[START OF MATERIAL SHOWN]
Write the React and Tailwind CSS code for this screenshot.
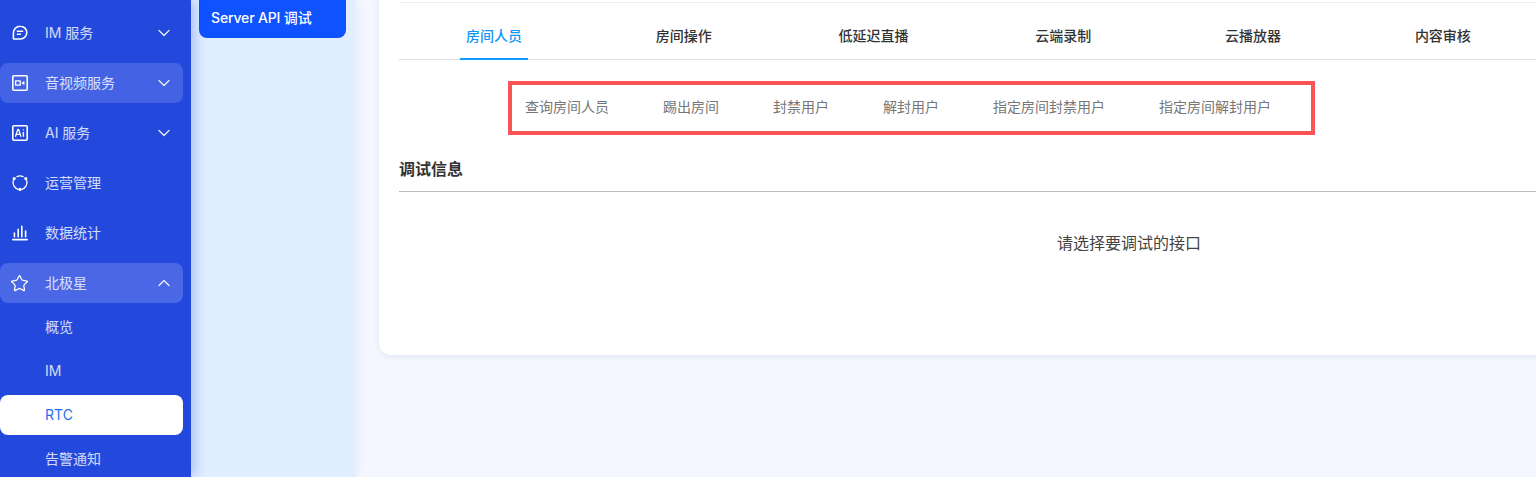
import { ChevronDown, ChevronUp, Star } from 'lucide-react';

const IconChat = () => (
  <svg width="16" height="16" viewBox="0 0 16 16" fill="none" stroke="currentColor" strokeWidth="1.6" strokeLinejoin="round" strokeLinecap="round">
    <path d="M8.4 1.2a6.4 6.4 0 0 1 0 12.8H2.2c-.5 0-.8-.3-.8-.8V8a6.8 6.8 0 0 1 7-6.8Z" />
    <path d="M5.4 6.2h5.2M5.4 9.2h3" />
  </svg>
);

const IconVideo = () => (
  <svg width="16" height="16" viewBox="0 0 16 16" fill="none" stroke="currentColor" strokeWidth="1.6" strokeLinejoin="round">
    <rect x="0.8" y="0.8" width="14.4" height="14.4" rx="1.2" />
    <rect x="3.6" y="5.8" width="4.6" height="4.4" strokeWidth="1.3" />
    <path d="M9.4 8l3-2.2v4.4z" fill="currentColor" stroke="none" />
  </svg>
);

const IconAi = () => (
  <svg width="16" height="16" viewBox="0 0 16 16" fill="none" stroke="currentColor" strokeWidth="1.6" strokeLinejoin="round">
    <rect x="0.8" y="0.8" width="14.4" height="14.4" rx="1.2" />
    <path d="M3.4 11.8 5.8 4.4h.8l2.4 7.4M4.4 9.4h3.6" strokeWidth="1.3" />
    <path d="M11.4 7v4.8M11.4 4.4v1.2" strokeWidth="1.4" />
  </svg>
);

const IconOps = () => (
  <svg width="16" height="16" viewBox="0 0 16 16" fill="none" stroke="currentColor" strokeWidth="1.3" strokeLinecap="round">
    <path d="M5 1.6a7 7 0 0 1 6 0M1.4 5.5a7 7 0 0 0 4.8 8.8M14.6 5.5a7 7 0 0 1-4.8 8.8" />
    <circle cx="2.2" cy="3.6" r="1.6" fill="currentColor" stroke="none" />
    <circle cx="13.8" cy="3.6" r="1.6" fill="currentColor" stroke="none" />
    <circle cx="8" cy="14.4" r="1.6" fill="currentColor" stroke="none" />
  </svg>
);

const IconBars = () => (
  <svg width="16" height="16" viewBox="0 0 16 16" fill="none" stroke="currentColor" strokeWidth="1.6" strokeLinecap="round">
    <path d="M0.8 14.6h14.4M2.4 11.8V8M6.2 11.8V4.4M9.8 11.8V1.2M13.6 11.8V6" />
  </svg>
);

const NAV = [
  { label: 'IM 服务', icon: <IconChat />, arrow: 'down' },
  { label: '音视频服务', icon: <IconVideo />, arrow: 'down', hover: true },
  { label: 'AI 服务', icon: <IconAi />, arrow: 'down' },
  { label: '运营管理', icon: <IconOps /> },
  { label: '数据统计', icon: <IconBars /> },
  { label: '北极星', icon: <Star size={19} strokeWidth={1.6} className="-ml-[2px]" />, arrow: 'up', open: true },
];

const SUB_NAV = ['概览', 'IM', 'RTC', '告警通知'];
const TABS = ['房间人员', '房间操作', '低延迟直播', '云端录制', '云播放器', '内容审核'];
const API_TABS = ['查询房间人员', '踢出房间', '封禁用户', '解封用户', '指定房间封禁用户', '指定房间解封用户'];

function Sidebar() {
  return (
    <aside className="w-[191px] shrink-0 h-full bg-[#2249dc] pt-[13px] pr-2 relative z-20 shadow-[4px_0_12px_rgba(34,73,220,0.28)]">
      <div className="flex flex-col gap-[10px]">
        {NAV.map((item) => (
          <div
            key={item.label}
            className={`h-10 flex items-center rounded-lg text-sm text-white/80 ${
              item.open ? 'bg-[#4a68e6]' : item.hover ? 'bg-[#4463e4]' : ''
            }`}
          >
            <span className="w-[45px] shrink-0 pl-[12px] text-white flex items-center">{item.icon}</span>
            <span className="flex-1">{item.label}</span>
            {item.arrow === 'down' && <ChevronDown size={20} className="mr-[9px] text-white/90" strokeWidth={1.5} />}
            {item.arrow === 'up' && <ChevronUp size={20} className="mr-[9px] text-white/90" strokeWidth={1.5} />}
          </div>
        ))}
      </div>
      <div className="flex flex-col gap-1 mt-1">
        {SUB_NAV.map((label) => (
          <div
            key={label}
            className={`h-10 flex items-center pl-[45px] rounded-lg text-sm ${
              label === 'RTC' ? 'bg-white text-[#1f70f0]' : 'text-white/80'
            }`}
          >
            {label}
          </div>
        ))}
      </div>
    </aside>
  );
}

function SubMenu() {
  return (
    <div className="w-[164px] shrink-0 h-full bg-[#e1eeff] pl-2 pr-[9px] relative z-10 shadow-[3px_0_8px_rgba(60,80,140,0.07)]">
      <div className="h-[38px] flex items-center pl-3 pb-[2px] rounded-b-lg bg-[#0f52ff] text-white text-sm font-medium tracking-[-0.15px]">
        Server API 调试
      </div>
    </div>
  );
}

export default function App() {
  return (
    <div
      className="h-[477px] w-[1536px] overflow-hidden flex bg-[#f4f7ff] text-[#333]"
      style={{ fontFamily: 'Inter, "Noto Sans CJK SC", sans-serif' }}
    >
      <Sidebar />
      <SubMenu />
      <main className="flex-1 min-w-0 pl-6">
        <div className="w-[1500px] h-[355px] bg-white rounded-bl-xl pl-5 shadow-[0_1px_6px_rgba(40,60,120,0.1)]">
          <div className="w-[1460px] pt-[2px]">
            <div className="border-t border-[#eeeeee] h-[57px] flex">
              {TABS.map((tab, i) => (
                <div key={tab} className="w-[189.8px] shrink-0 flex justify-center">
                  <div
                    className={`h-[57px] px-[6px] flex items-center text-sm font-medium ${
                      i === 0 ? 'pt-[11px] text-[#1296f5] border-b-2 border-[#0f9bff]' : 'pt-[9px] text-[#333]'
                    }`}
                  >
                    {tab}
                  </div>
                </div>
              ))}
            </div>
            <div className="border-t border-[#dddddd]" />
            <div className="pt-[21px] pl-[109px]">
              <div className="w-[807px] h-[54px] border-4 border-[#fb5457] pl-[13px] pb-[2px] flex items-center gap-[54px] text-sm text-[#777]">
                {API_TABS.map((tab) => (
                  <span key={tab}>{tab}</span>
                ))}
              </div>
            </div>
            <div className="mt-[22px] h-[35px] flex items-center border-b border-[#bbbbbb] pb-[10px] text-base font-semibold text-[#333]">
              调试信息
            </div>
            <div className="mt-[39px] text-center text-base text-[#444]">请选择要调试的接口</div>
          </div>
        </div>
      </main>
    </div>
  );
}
[END OF MATERIAL SHOWN]
[START OF MATERIAL SHOWN]
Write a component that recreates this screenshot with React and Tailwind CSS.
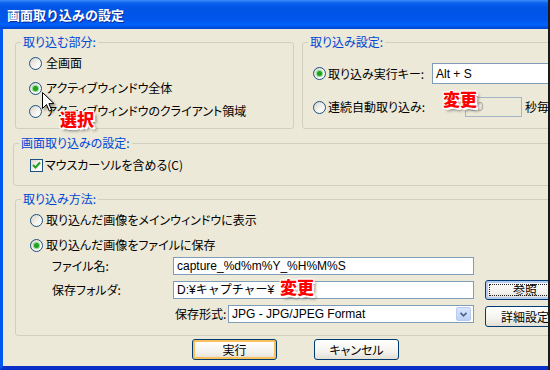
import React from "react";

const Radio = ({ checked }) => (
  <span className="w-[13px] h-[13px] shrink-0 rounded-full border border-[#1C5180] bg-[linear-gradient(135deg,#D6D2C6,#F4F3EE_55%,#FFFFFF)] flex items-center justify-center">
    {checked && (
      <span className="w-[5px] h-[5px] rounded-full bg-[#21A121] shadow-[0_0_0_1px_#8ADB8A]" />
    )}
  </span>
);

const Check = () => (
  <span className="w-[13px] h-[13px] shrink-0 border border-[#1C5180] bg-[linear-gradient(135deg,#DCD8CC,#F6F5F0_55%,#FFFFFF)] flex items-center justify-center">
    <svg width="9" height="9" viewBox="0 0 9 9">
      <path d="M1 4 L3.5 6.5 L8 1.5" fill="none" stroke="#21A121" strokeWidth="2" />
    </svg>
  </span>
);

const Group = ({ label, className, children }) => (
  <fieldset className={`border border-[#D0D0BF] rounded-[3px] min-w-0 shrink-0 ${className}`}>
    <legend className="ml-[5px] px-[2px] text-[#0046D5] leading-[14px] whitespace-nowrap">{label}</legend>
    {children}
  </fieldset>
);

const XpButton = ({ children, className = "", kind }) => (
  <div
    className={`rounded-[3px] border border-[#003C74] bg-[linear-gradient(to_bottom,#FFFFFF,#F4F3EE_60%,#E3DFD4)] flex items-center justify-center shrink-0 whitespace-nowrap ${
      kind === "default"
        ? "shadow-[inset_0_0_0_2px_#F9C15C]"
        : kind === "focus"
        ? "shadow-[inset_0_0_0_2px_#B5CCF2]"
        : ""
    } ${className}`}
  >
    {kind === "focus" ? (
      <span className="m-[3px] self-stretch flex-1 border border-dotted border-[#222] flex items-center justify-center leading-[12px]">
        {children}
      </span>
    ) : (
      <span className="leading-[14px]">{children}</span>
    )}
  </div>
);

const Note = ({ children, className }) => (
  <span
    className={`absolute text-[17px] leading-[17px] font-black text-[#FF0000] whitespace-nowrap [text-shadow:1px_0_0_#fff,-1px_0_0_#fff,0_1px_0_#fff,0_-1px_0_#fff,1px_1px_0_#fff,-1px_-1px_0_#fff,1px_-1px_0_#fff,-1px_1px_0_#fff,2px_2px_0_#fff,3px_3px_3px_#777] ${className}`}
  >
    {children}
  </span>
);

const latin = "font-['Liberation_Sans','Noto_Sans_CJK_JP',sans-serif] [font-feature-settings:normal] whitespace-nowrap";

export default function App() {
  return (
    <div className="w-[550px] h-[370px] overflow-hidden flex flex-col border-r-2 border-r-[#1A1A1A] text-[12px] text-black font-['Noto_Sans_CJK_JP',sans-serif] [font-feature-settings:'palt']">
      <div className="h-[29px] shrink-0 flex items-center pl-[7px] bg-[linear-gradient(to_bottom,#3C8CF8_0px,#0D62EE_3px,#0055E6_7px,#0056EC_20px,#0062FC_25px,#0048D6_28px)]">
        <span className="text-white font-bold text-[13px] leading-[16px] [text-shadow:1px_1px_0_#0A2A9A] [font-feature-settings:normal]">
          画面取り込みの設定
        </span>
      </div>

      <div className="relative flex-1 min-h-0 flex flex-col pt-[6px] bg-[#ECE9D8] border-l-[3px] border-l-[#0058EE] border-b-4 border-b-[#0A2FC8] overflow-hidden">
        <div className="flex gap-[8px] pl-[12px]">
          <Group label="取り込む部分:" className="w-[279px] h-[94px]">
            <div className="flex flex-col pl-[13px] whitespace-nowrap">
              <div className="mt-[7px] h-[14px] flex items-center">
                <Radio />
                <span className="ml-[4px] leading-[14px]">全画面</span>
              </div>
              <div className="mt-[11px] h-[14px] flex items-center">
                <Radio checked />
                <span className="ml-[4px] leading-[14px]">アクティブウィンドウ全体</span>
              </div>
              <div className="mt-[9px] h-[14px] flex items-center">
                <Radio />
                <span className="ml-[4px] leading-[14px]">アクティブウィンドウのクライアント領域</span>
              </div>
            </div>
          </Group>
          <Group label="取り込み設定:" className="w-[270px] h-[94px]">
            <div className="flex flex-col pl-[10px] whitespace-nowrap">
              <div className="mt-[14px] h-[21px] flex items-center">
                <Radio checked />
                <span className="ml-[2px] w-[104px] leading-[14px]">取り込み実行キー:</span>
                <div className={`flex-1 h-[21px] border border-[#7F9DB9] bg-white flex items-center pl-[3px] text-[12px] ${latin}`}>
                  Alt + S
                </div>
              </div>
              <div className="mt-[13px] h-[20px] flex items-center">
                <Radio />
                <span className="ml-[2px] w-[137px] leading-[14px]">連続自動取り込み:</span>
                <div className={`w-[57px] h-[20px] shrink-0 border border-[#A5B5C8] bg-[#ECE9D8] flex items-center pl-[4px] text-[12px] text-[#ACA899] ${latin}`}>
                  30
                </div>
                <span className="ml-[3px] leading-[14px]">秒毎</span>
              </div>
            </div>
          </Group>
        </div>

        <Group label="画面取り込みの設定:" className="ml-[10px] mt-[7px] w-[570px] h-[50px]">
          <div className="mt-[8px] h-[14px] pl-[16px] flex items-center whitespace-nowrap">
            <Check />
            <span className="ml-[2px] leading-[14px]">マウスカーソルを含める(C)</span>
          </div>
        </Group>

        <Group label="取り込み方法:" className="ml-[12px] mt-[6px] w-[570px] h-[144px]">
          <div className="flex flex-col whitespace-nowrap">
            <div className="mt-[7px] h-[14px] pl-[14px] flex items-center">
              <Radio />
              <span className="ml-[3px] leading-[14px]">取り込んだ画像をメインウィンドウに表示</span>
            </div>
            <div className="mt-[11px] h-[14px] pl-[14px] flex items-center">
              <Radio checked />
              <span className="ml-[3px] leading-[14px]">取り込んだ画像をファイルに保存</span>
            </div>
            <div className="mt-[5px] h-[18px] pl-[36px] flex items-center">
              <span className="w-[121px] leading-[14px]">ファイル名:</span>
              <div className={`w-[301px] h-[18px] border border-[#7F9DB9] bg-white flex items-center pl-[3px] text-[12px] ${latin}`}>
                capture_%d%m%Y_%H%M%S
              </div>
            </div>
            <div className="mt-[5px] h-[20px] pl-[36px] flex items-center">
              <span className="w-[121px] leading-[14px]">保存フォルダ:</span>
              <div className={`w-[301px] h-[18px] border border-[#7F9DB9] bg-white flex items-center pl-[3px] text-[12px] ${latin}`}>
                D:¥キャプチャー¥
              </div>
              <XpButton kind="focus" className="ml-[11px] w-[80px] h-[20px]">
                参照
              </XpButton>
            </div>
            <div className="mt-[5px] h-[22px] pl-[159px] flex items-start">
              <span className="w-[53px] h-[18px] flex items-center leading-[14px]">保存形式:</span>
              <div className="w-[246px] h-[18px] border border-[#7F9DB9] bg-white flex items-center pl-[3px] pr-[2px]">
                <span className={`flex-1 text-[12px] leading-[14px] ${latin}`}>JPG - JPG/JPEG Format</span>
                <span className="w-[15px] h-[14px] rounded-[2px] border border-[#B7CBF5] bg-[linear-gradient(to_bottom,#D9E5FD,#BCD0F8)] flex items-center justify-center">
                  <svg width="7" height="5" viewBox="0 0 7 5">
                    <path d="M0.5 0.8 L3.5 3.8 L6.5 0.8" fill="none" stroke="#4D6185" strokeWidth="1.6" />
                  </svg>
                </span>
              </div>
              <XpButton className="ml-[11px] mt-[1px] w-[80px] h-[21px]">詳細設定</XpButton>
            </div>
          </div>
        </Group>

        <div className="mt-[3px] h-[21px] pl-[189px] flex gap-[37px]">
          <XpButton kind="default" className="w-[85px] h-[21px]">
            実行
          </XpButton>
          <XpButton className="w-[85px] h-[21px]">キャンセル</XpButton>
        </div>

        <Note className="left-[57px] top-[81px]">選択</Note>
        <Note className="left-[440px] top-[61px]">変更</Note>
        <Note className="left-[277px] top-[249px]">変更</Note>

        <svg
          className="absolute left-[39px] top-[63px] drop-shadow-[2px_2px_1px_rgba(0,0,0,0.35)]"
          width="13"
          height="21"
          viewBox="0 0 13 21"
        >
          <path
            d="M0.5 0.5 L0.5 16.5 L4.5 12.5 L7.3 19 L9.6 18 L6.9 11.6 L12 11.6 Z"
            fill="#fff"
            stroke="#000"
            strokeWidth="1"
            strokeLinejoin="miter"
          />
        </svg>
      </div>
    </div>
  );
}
[END OF MATERIAL SHOWN]
• _GIVEN REQUEST_
Where a line above includes "Tailwind", copy that line.

• _TASK ANSWER_
Write the React and Tailwind CSS code for this screenshot.
Write a component that recreates this screenshot with React and Tailwind CSS.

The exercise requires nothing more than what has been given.